Third, the OLA defendants supported their arguments with case law identical to that used by Defendants in the present matter. The OLA defendants relied--like Defendants in the present matter--upon Bell Atlantic v. Twombly, 500 U.S. 544, 127 S. Ct. 1955 (2007) (hereinafter "Twombly") as the standard for considering a motion to dismiss pursuant to FED. R. CIV. P. 12(b)(6). Hearth & Home Technologies, Inc., et. al.'s Joint Motion to Dismiss, OLA Dkt. 67, pp.

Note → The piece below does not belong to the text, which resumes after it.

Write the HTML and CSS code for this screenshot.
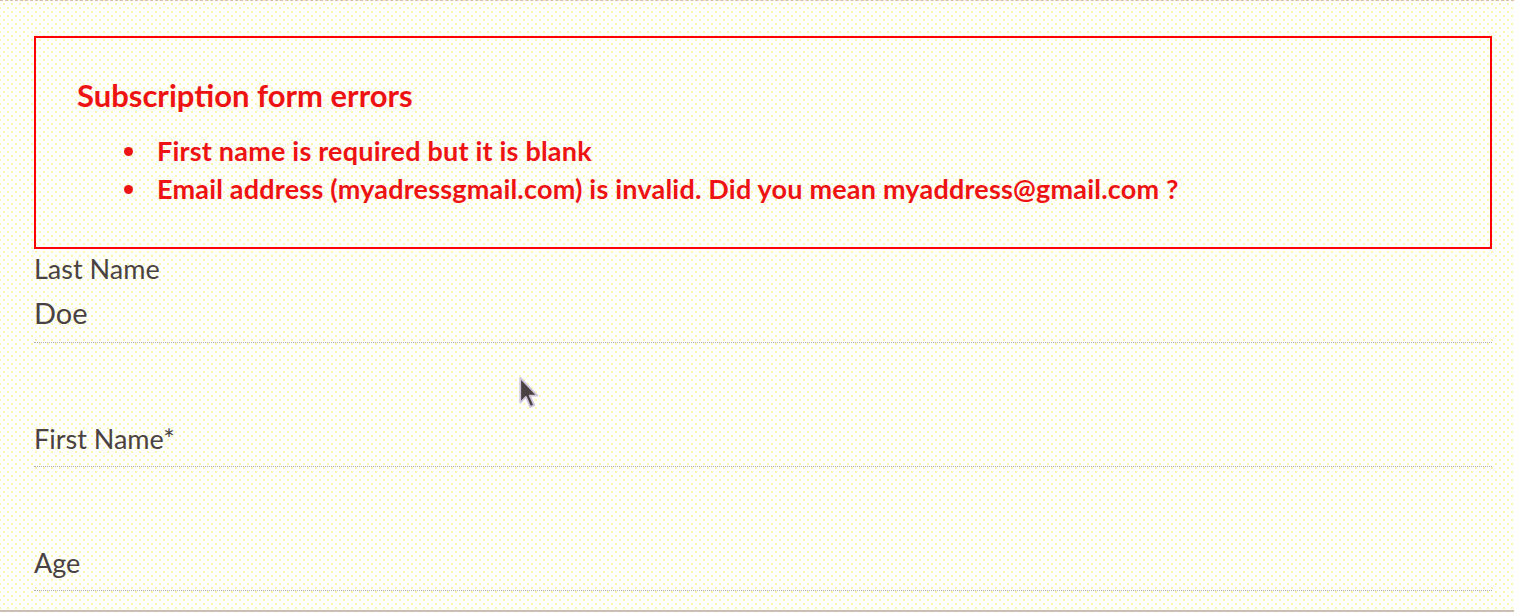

2; 6-9; Honeywell Int'l.'s Motion to Dismiss, OLA Dkt. 115, p. 4; cf. Reply, pp. 2, 5; Motion, pp. 2-4; 7-8; 10-11. The OLA defendants--like Defendants in the present matter--also relied on BMC Resources, Inc. v. Paymentech, L.P., 498 F.3d 1373 (Fed. Cir. 2007) (hereinafter "BMC") for the proposition that "[f]or process patent or method patent claims, infringement occurs when a party performs all of the steps of the process." Owens Corning's Motion to Dismiss, OLA Dkt. 119, pp. 4, 7; cf. Reply, pp. 5; 7-8; Motion, pp. 1-2; 8; 10; 12-14. Like Defendants in the present matter, the OLA defendants argued further that based on BMC and the "plain meaning" of the claims-at-suit, they could not perform steps performed by a customer, a builder, and a third-party website provider--so direct infringement was impossible. Id. The OLA defendants also relied-- like Defendants in the present matter--on Muniauction, Inc. v. Thomson Corp., 532 F.3d 1318 (Fed. Cir. 2008) (hereinafter "Muniauction") for the proposition that "where the actions of multiple parties combine to perform every step of a claimed method, the claim is directly infringed only if one party exercises `control or direction' over the entire process such that every step is attributable to the controlling party, i.e. the `mastermind'." Owens Corning's Motion to Dismiss, OLA Dkt. 119, p. 5; cf. Motion, pp. 2; 8-9; 12. Like Defendants in the present matter, the OLA defendants similarly argued that based on Muniauction, they could not exert the requisite control over the claimed process--and therefore joint infringement was impossible. Id. D. OLA's Rejection of Foregoing Dismissal Arguments.
Sitting in the Eastern District of Texas, OLA explicitly considered the reasoning of those motions to dismiss noted above, including OLA Dkts. 67, 119, and 115. See OLA, at *1. OLA acknowledged Twombly as the standard for considering a motion to dismiss pursuant to FED. R. CIV. P. 12(b)(6). OLA, at *2. However, OLA emphasized--as Actus did in its previous
Response--that FED. R. CIV. P. 8(a)(2) merely requires a complaint to contain "a short and plain statement of the claim showing that the pleader is entitled to relief." Id. OLA clarified that Twombly held "a complaint does not need detailed factual allegations to survive a Rule 12(b)(6) motion to dismiss." Id. (citing Twombly at 555). OLA further emphasized that the "issue is not whether the plaintiff will ultimately prevail, but whether he is entitled to offer evidence to support his claim," (id. (citing Jones v. Greninger, 188 F.3d 322 324 (5th Cir. 1999)), and that "in the Fifth Circuit, motions to dismiss under Rule 12(b)(6) are viewed with disfavor and rarely granted (id. (citing Lormand v. US Unwired, Inc., 565 F.3d 228, 232 (5th Cir. 2009)). OLA summarized the OLA defendants' direct infringement argument thus: "that OLA[, Inc.'s] claim limitations require a `builder,' `building contractor,' and `third party website provider,' which the movants are not, so they cannot infringe." Id. at *3. OLA then ruled: "These claim terms have not yet been construed, so the court will defer addressing the movants' argument." Id. OLA concluded that, for purposes of both direct infringement (as alleged in Dkt. 119) and joint infringement (as alleged by Docs. 67, 119, and 115), "The complaint is sufficient to state a claim under 35 U.S.C. § 271, and the motion [sic] to dismiss the patent infringement claim is denied." Id., at *3. E. The Court Should Follow OLA.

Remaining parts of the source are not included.